Su hija Esther, una joven con carácter, no se ha dejado amilanar y se ha puesto al frente del nuevo Calero. Su madre le echa una mano y conserva al equipo que ayudaba a su padre en la cocina. Sus paellas resultan memorables. La valenciana lleva pelotas, claro está, y pimiento rojo. Más las carnes y verduras habituales, así como un grano suelto del tipo bomba pero con un sabor sorprendente. Indagamos. Les pilotes llevan sangre y toman una coloración más oscura de lo habitual. El arroz ha sido aromatizado por una mezcla saboreante creada por el viejo matador: una combinación de pimentón dulce, azafrán, colorante, romero y pebrella, la hierba mágica con la que en esta zona se sazona el embutido y le confiere un sabor anisado característico.

Junto a la paella “valenciana con pilotes” Esther nos presenta la paella de invierno, casi negra. Lleva las carnes y verduras habituales además de una buena cantidad de alcachofas que se han dejado oxidar –nada de limón ni perejil para blanquearlas– y unos pocos robellones. Dentro de unas semanas también le añadirán habas. Su color es verde oscuro intenso. El mismo arroz que comíamos en Xàtiva cuando llegaba el frío y la huerta local se inundaba de alcachofas, pencas y habas.

Terminamos con un flan casero espléndido y un chupito de las hierbas maceradas de Mariola. Todo por menos de 30 euros.

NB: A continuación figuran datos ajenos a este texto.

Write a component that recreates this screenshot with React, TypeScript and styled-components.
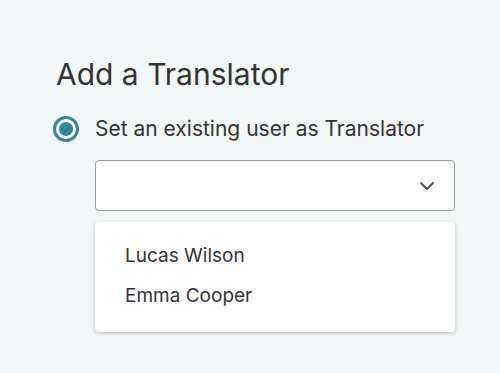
import React from 'react';
import styled, { createGlobalStyle } from 'styled-components';

const GlobalStyle = createGlobalStyle`
  html, body {
    margin: 0;
    padding: 0;
    background: #f3f6f7;
  }
  body {
    font-family: Inter, "Noto Sans", sans-serif;
    color: #333333;
  }
`;

const users = ['Lucas Wilson', 'Emma Cooper'];

const App = () => {
  return (
    <>
      <GlobalStyle />
      <Page>
        <Title>Add a Translator</Title>
        <RadioRow>
          <Radio />
          <RadioLabel>Set an existing user as Translator</RadioLabel>
        </RadioRow>
        <Field>
          <SelectBox>
            <Chevron width="16" height="10" viewBox="0 0 16 10">
              <path d="M2 2l6 6 6-6" fill="none" stroke="#555" strokeWidth="2" strokeLinecap="round" strokeLinejoin="round" />
            </Chevron>
          </SelectBox>
          <Menu>
            {users.map((u) => (
              <MenuItem key={u}>{u}</MenuItem>
            ))}
          </Menu>
        </Field>
      </Page>
    </>
  );
};

export default App;

const Page = styled.div`
  width: 500px;
  height: 373px;
  box-sizing: border-box;
  padding: 56px 45px 0 56px;
`;

const Title = styled.h2`
  margin: 0;
  font-size: 30px;
  font-weight: 400;
  line-height: 36px;
  color: #333;
`;

const RadioRow = styled.div`
  display: flex;
  align-items: center;
  gap: 16px;
  margin: 24px 0 0 -3px;
`;

const Radio = styled.span`
  width: 26px;
  height: 26px;
  box-sizing: border-box;
  border-radius: 50%;
  border: 3px solid #2f869f;
  background: #fff;
  display: flex;
  align-items: center;
  justify-content: center;
  &::after {
    content: '';
    width: 14px;
    height: 14px;
    border-radius: 50%;
    background: #2f869f;
  }
`;

const RadioLabel = styled.span`
  font-size: 21px;
  line-height: 26px;
  color: #333;
`;

const Field = styled.div`
  margin: 18px 0 0 39px;
  width: 360px;
`;

const SelectBox = styled.div`
  height: 51px;
  box-sizing: border-box;
  background: #fff;
  border: 1px solid #9a9a9a;
  border-radius: 4px;
  display: flex;
  align-items: center;
  justify-content: flex-end;
  padding-right: 19px;
`;

const Chevron = styled.svg`
  display: block;
`;

const Menu = styled.div`
  margin-top: 11px;
  background: #fff;
  border-radius: 4px;
  box-shadow: 0 1px 4px rgba(0, 0, 0, 0.22);
  padding: 14px 0 16px;
`;

const MenuItem = styled.div`
  padding: 0 30px;
  font-size: 19px;
  line-height: 40px;
  color: #333;
`;
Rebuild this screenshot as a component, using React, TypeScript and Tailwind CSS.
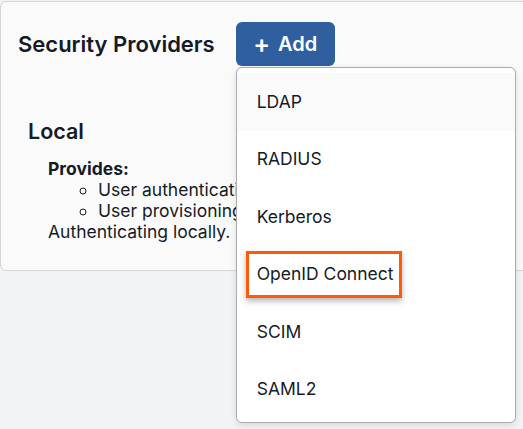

En la sobremesa, el grupo de amigos que hemos viajado por las tierras de la paella con pilotes llegamos a una solución de consenso: llamar “paella valenciana de la huerta” al arroz de la defensa ortodoxa de Valencia, donde solo se admite el romero y los caracoles (dos elementos que saborizan de idéntica manera, por eso en el Rioja o ponen un ingrediente o el otro, pero no los dos juntos); y denominar “paella valenciana con pelotas” al arroz que se cocina al sur del río Júcar.
BAR PARPALLÓ. Avinguda Lluís Pericot 50. La Drova (Barx). Tel 962 807 229. Cierra martes y miércoles, y todas las noches.
EL CALERO. Carrer de Sant Joan 6. Albaida. Tel 962 901 021. Cierra el domingo y las noches de lunes a jueves.